### EXERCISE DIRECTIONS
Please write out the complete listing that follows, exactly as it reads.

### DATASET EXCERPT

━━━━

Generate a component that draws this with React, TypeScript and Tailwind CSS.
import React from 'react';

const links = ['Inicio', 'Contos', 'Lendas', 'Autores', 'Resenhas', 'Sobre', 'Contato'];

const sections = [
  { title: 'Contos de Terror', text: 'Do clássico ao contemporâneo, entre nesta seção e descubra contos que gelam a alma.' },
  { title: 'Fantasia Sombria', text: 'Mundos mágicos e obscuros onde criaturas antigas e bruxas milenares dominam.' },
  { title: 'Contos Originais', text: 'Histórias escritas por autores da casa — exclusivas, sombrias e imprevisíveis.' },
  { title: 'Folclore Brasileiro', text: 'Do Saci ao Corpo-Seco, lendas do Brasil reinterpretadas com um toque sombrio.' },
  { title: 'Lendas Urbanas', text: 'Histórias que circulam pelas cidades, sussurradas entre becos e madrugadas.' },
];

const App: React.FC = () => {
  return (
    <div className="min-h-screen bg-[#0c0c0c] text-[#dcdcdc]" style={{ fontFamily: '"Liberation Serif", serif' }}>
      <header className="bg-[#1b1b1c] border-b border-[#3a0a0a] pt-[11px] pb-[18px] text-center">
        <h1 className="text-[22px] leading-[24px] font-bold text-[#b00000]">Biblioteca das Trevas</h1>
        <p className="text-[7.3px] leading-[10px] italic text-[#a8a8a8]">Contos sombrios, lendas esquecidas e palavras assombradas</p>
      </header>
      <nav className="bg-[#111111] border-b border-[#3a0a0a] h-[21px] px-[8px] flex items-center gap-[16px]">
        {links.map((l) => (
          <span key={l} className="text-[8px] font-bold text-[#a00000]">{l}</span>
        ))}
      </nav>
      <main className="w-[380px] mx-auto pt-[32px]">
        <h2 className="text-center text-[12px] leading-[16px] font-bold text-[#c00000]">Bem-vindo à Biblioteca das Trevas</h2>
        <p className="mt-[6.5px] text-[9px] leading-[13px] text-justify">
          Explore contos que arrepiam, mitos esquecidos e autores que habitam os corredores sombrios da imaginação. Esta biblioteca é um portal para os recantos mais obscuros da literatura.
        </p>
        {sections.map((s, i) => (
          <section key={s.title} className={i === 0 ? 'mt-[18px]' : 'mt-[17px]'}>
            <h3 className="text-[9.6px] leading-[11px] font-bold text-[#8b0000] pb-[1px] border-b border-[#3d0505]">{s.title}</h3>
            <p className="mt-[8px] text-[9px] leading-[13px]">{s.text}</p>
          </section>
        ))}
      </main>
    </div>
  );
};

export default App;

━━━━

### EXERCISE SOLUTION
Generate a component that draws this with React, TypeScript and Tailwind CSS.
import React from 'react';

const links = ['Inicio', 'Contos', 'Lendas', 'Autores', 'Resenhas', 'Sobre', 'Contato'];

const sections = [
  { title: 'Contos de Terror', text: 'Do clássico ao contemporâneo, entre nesta seção e descubra contos que gelam a alma.' },
  { title: 'Fantasia Sombria', text: 'Mundos mágicos e obscuros onde criaturas antigas e bruxas milenares dominam.' },
  { title: 'Contos Originais', text: 'Histórias escritas por autores da casa — exclusivas, sombrias e imprevisíveis.' },
  { title: 'Folclore Brasileiro', text: 'Do Saci ao Corpo-Seco, lendas do Brasil reinterpretadas com um toque sombrio.' },
  { title: 'Lendas Urbanas', text: 'Histórias que circulam pelas cidades, sussurradas entre becos e madrugadas.' },
];

const App: React.FC = () => {
  return (
    <div className="min-h-screen bg-[#0c0c0c] text-[#dcdcdc]" style={{ fontFamily: '"Liberation Serif", serif' }}>
      <header className="bg-[#1b1b1c] border-b border-[#3a0a0a] pt-[11px] pb-[18px] text-center">
        <h1 className="text-[22px] leading-[24px] font-bold text-[#b00000]">Biblioteca das Trevas</h1>
        <p className="text-[7.3px] leading-[10px] italic text-[#a8a8a8]">Contos sombrios, lendas esquecidas e palavras assombradas</p>
      </header>
      <nav className="bg-[#111111] border-b border-[#3a0a0a] h-[21px] px-[8px] flex items-center gap-[16px]">
        {links.map((l) => (
          <span key={l} className="text-[8px] font-bold text-[#a00000]">{l}</span>
        ))}
      </nav>
      <main className="w-[380px] mx-auto pt-[32px]">
        <h2 className="text-center text-[12px] leading-[16px] font-bold text-[#c00000]">Bem-vindo à Biblioteca das Trevas</h2>
        <p className="mt-[6.5px] text-[9px] leading-[13px] text-justify">
          Explore contos que arrepiam, mitos esquecidos e autores que habitam os corredores sombrios da imaginação. Esta biblioteca é um portal para os recantos mais obscuros da literatura.
        </p>
        {sections.map((s, i) => (
          <section key={s.title} className={i === 0 ? 'mt-[18px]' : 'mt-[17px]'}>
            <h3 className="text-[9.6px] leading-[11px] font-bold text-[#8b0000] pb-[1px] border-b border-[#3d0505]">{s.title}</h3>
            <p className="mt-[8px] text-[9px] leading-[13px]">{s.text}</p>
          </section>
        ))}
      </main>
    </div>
  );
};

export default App;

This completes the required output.